- **Required work**
Write out the full listing exactly as given, minus the images.

====== Recorded data

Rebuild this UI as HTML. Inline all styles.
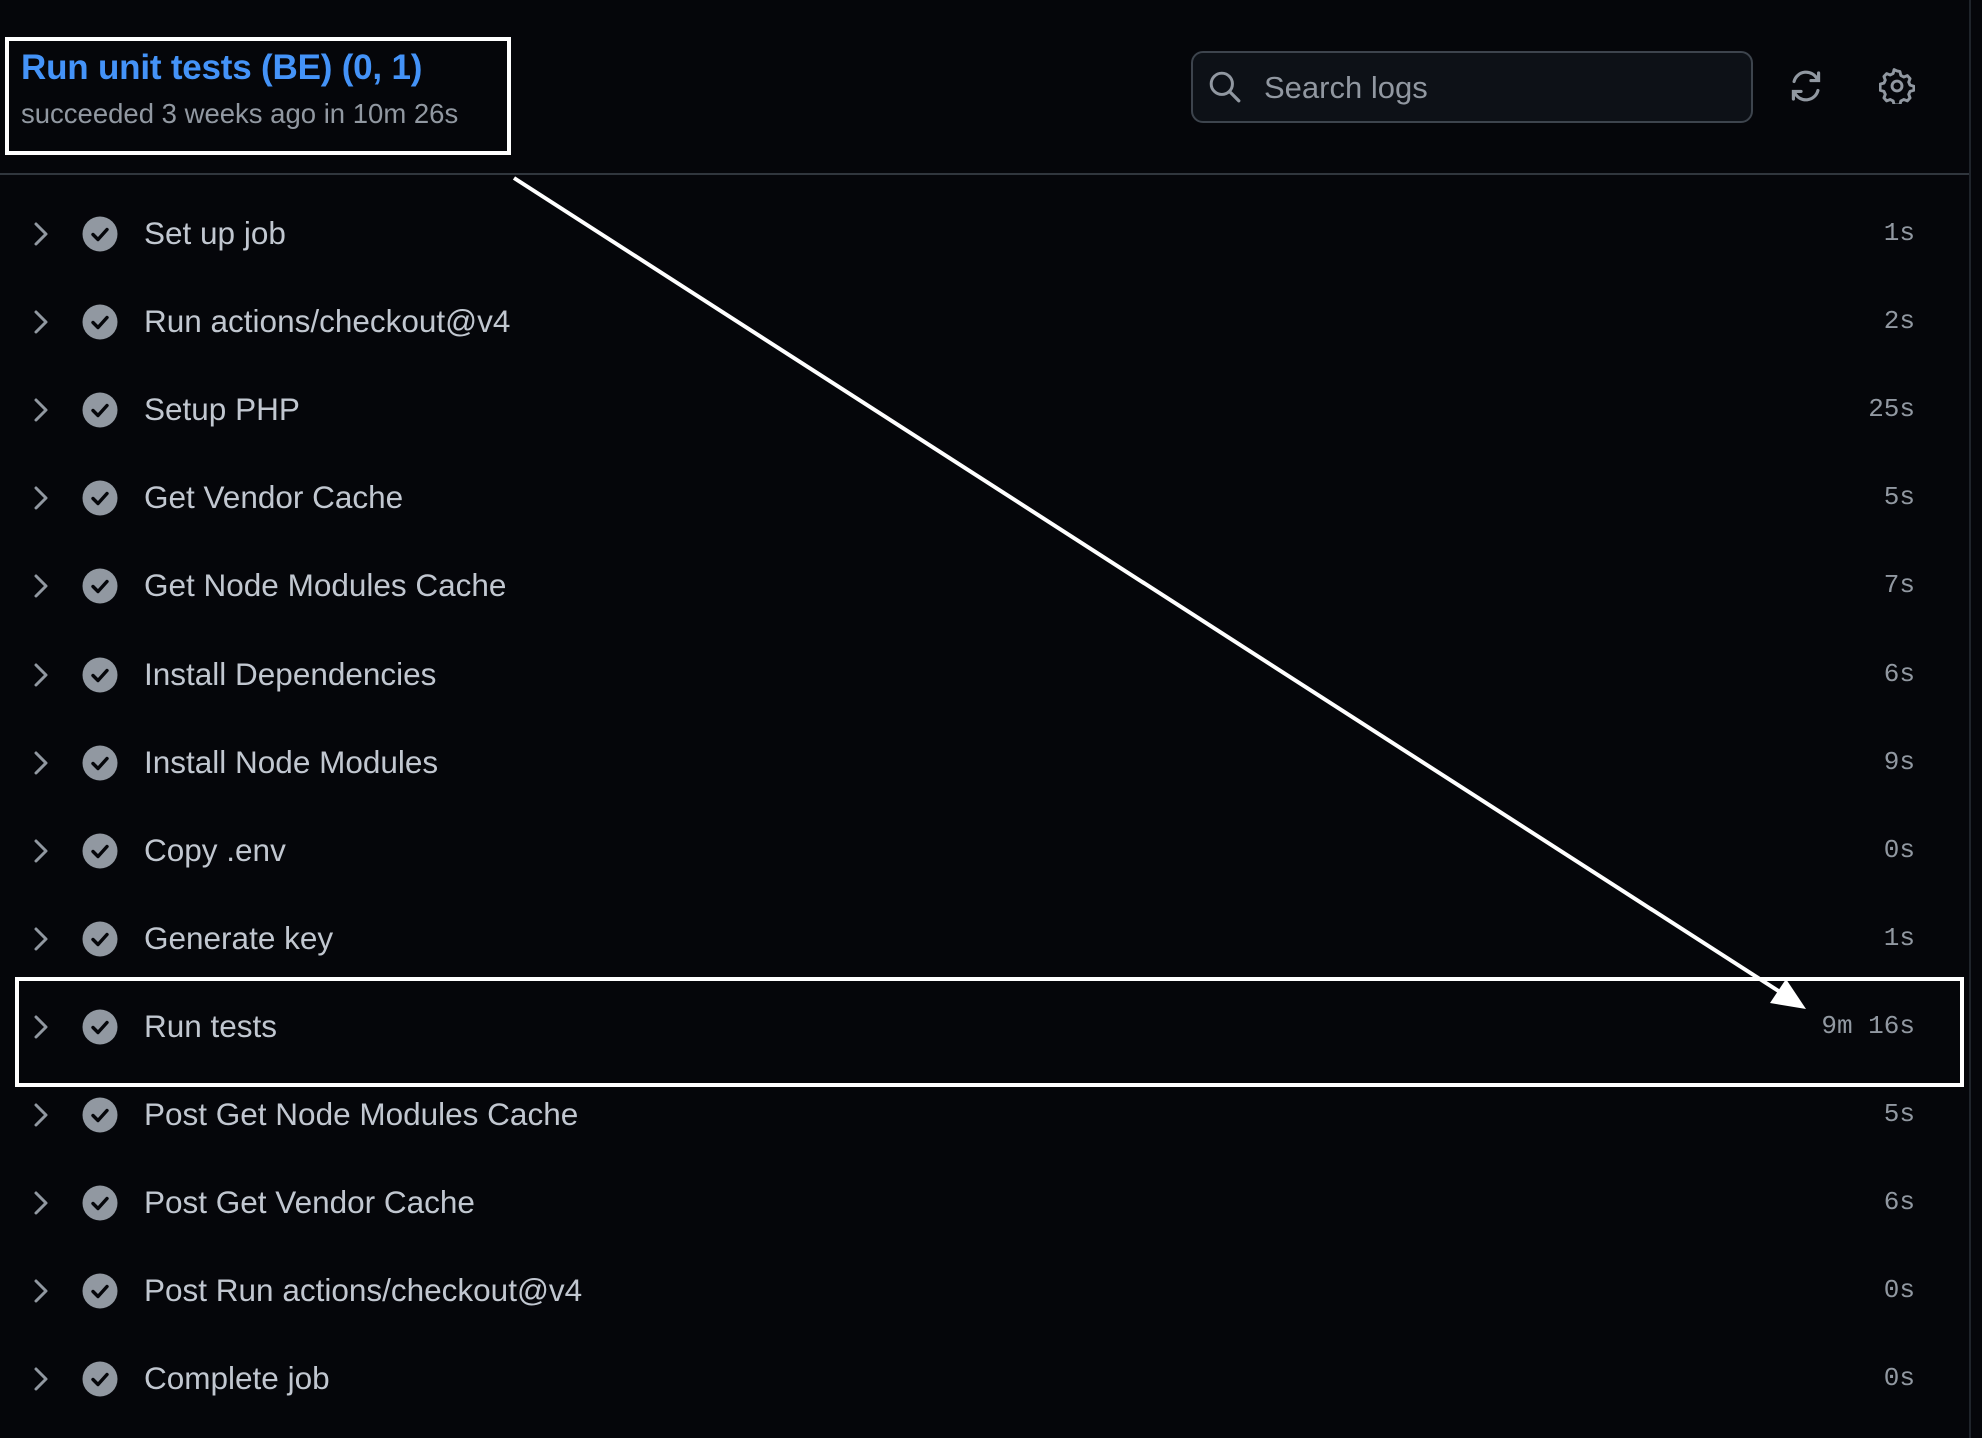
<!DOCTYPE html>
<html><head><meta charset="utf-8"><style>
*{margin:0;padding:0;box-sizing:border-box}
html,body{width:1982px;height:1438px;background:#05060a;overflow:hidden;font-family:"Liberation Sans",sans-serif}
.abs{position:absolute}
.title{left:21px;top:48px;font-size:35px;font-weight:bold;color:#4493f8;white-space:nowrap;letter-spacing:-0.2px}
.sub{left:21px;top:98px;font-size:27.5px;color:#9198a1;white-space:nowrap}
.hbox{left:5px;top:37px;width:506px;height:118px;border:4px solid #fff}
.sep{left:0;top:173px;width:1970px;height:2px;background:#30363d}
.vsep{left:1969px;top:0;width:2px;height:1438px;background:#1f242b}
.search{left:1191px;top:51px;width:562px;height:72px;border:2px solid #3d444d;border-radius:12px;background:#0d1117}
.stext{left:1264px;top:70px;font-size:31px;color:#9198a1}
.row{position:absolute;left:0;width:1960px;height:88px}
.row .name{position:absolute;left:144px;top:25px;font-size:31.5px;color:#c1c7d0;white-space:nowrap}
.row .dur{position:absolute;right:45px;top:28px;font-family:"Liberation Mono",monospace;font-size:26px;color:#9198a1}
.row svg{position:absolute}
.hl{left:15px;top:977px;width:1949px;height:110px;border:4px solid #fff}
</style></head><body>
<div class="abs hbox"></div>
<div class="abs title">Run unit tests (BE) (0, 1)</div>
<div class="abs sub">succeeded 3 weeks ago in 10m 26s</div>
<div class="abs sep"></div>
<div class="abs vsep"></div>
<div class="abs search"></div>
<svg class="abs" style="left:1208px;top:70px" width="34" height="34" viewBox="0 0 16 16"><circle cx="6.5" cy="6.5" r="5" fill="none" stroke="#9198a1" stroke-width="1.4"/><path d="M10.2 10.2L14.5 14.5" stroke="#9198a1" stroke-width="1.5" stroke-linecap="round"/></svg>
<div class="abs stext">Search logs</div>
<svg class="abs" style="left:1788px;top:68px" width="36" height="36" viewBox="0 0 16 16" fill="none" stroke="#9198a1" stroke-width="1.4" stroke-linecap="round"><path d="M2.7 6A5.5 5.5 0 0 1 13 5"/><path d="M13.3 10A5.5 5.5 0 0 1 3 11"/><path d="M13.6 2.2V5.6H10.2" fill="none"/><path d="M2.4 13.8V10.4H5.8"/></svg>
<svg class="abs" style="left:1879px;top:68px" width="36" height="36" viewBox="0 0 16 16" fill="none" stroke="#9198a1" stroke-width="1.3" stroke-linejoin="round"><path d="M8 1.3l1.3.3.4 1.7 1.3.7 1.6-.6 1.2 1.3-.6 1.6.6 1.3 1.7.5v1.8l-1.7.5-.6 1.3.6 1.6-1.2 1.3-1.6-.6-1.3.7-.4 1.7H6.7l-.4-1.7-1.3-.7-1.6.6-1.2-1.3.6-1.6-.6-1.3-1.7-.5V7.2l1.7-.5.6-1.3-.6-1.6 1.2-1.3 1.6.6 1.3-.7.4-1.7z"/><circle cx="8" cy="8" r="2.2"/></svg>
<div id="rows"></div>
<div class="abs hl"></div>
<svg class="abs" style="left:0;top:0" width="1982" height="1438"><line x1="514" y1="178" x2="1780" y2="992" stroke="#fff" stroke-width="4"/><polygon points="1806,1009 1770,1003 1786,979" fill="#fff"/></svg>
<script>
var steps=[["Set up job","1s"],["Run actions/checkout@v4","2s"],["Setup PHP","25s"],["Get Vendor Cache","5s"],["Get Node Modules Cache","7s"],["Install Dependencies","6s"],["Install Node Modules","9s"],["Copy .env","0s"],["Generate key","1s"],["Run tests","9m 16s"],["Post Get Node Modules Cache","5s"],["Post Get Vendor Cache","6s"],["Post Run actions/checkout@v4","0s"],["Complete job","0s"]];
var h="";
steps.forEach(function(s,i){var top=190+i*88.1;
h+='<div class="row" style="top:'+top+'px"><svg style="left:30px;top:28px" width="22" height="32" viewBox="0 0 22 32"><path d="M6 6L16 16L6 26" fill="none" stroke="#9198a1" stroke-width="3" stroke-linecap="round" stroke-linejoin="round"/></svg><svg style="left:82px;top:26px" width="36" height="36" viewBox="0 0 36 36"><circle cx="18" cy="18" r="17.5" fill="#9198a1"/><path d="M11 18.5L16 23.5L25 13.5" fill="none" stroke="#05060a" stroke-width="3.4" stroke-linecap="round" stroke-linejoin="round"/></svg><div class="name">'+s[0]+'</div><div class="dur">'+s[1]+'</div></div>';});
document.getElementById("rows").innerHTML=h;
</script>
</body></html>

============

- **Solution to this task**
Rebuild this UI as HTML. Inline all styles.
<!DOCTYPE html>
<html><head><meta charset="utf-8"><style>
*{margin:0;padding:0;box-sizing:border-box}
html,body{width:1982px;height:1438px;background:#05060a;overflow:hidden;font-family:"Liberation Sans",sans-serif}
.abs{position:absolute}
.title{left:21px;top:48px;font-size:35px;font-weight:bold;color:#4493f8;white-space:nowrap;letter-spacing:-0.2px}
.sub{left:21px;top:98px;font-size:27.5px;color:#9198a1;white-space:nowrap}
.hbox{left:5px;top:37px;width:506px;height:118px;border:4px solid #fff}
.sep{left:0;top:173px;width:1970px;height:2px;background:#30363d}
.vsep{left:1969px;top:0;width:2px;height:1438px;background:#1f242b}
.search{left:1191px;top:51px;width:562px;height:72px;border:2px solid #3d444d;border-radius:12px;background:#0d1117}
.stext{left:1264px;top:70px;font-size:31px;color:#9198a1}
.row{position:absolute;left:0;width:1960px;height:88px}
.row .name{position:absolute;left:144px;top:25px;font-size:31.5px;color:#c1c7d0;white-space:nowrap}
.row .dur{position:absolute;right:45px;top:28px;font-family:"Liberation Mono",monospace;font-size:26px;color:#9198a1}
.row svg{position:absolute}
.hl{left:15px;top:977px;width:1949px;height:110px;border:4px solid #fff}
</style></head><body>
<div class="abs hbox"></div>
<div class="abs title">Run unit tests (BE) (0, 1)</div>
<div class="abs sub">succeeded 3 weeks ago in 10m 26s</div>
<div class="abs sep"></div>
<div class="abs vsep"></div>
<div class="abs search"></div>
<svg class="abs" style="left:1208px;top:70px" width="34" height="34" viewBox="0 0 16 16"><circle cx="6.5" cy="6.5" r="5" fill="none" stroke="#9198a1" stroke-width="1.4"/><path d="M10.2 10.2L14.5 14.5" stroke="#9198a1" stroke-width="1.5" stroke-linecap="round"/></svg>
<div class="abs stext">Search logs</div>
<svg class="abs" style="left:1788px;top:68px" width="36" height="36" viewBox="0 0 16 16" fill="none" stroke="#9198a1" stroke-width="1.4" stroke-linecap="round"><path d="M2.7 6A5.5 5.5 0 0 1 13 5"/><path d="M13.3 10A5.5 5.5 0 0 1 3 11"/><path d="M13.6 2.2V5.6H10.2" fill="none"/><path d="M2.4 13.8V10.4H5.8"/></svg>
<svg class="abs" style="left:1879px;top:68px" width="36" height="36" viewBox="0 0 16 16" fill="none" stroke="#9198a1" stroke-width="1.3" stroke-linejoin="round"><path d="M8 1.3l1.3.3.4 1.7 1.3.7 1.6-.6 1.2 1.3-.6 1.6.6 1.3 1.7.5v1.8l-1.7.5-.6 1.3.6 1.6-1.2 1.3-1.6-.6-1.3.7-.4 1.7H6.7l-.4-1.7-1.3-.7-1.6.6-1.2-1.3.6-1.6-.6-1.3-1.7-.5V7.2l1.7-.5.6-1.3-.6-1.6 1.2-1.3 1.6.6 1.3-.7.4-1.7z"/><circle cx="8" cy="8" r="2.2"/></svg>
<div id="rows"></div>
<div class="abs hl"></div>
<svg class="abs" style="left:0;top:0" width="1982" height="1438"><line x1="514" y1="178" x2="1780" y2="992" stroke="#fff" stroke-width="4"/><polygon points="1806,1009 1770,1003 1786,979" fill="#fff"/></svg>
<script>
var steps=[["Set up job","1s"],["Run actions/checkout@v4","2s"],["Setup PHP","25s"],["Get Vendor Cache","5s"],["Get Node Modules Cache","7s"],["Install Dependencies","6s"],["Install Node Modules","9s"],["Copy .env","0s"],["Generate key","1s"],["Run tests","9m 16s"],["Post Get Node Modules Cache","5s"],["Post Get Vendor Cache","6s"],["Post Run actions/checkout@v4","0s"],["Complete job","0s"]];
var h="";
steps.forEach(function(s,i){var top=190+i*88.1;
h+='<div class="row" style="top:'+top+'px"><svg style="left:30px;top:28px" width="22" height="32" viewBox="0 0 22 32"><path d="M6 6L16 16L6 26" fill="none" stroke="#9198a1" stroke-width="3" stroke-linecap="round" stroke-linejoin="round"/></svg><svg style="left:82px;top:26px" width="36" height="36" viewBox="0 0 36 36"><circle cx="18" cy="18" r="17.5" fill="#9198a1"/><path d="M11 18.5L16 23.5L25 13.5" fill="none" stroke="#05060a" stroke-width="3.4" stroke-linecap="round" stroke-linejoin="round"/></svg><div class="name">'+s[0]+'</div><div class="dur">'+s[1]+'</div></div>';});
document.getElementById("rows").innerHTML=h;
</script>
</body></html>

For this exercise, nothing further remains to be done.